The baby face of the National Hockey League couldn't stop sobbing seven months ago, when Sidney Crosby brought it all back home.
On his 22nd birthday last August, the youngest captain to lead an NHL team to a Stanley Cup returned to his Nova Scotia hometown packing hardware.
An estimated crowd of 25,000 - not too shabby in a town of 26,000 - turned out to honor Pittsburgh's remarkable center during a parade that led to Cole Harbour Place, the dual-rink facility where Crosby honed the skills that made him the top overall pick in the 2005 draft.
Alex Ovechkin had been selected No. 1 by the Capitals the previous year, shortly after the Lightning won the Cup.
With Crosby registering three points in Game 7, Pittsburgh beat Washington last spring in the Eastern Conference semifinals, cementing the most intense NHL rivalry since Wayne Gretzky and Mario Lemieux dueled for hockey supremacy across a dozen seasons.
Crosby, who leads the Atlantic Division-leading Penguins into Tampa today, entered a wobbly league coming off a canceled season.
Hockey fans seeking a reason to believe fell quickly for Sid the Kid, whose overtime goal against the U.S. two weeks ago today lifted Team Canada to Olympic gold and nudged Crosby into the pages of history.
"Every 15 or 20 years," Gretzky said, "a real special athlete jumps into the NHL. Crosby makes everybody around him better. He loves the game and he's great for the NHL. They're lucky to have him."
On that summer day in Nova Scotia, Crosby tried to keep his emotions in check after he walked off a military helicopter hoisting the Cup.
He could handle seeing his proud parents, Troy and Trina, and his two grandmothers, but when Crosby spotted a 5-year-old boy and an 85-year-old woman in the crowd, both cheering and clapping for him, tears flowed.
And flowed some more.
"It's almost like a dream," Crosby said that unforgettable day. "You don't think it's real."
That breakdown on the streets of Cole Harbour was a rare peek behind Crosby's emotional curtain.
He prides himself on keeping his cool, regardless of the stakes.
Watching the unforgettable gold medal game, Lemieux turned to his wife just before overtime began and predicted Crosby would score the winning goal.
Just another brick in a wall of fame.
"I think he has carried himself as well as you can for what we put on him," Lemieux said. "It's been there ever since he was very young. He has the maturity, the way he was raised, to prepare him for handling attention. He's a special player and a special person."
Crosby's No. 87 jersey ranks No. 1 in NHL merchandise sales and he's a drawing card in NHL rinks from Sunrise to Vancouver.
"It's early in his career, and everybody tries to compare, but Wayne Gretzky and Mario Lemieux did it for years and years," Lightning coach Rick Tocchet said. "But I'll tell you what, the guy has already been to the finals, he's won a Stanley Cup and scored the game-winning goal for a gold medal. If his career ended now, that's pretty damn good."

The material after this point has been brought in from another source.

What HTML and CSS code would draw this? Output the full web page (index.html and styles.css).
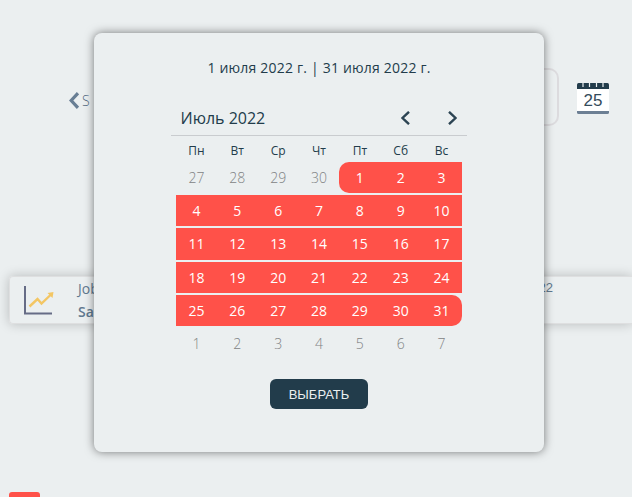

Only Crosby could have caused a recent stir by turning down a request to appear on David Letterman's late-night talk show to present a Top 10 list.
"I do my best, that's all I can do," Crosby said of trying to accommodate countless requests for his time. "It's not the first year I've dealt with balancing everything. I've had that responsibility for a long time and I think anybody who knows me real well knows I take that seriously."
Penguins coach Dan Bylsma can't believe anyone would criticize Crosby for snubbing Letterman.
"The demands on his time, inside our room and our organization, to our city, to outside our city when we go to other places, is extraordinary," Bylsma said.
Crosby's contributions extend well beyond the ice, where he has already won a scoring title and a league MVP award.
"There is no one in the history of the game, not even Gretzky or Lemieux, who has done more to promote the game than Sidney Crosby," Penguins GM Ray Shero said.
The Crosby-Ovechkin rivalry, likened by some to the Larry Bird-Magic Johnson duel that defined the resurgence of the NBA in the 1980s, may be stoked by another epic playoff faceoff this spring.
For Penguins forward Max Talbot, the verdict is already in.
"You can compare Sid to Ovechkin as much as you want," Talbot said. "Maybe at the end of their careers, Ovechkin's going to have more points. Good for him. Sidney's going to win more Stanley Cups. That makes him the better player, the better leader."
Lightning founder Phil Esposito played alongside Bobby Orr and against Gretzky and Gordie Howe during his Hall of Fame career.
While he's not quite ready to place Crosby in that pantheon of hockey immortals, Esposito is impressed.
"Crosby can do everything," Esposito said. "I like him a lot. He's a real good leader and ambassador for the game of hockey. The kid's the total package. And one more thing - he's smarter than a whip."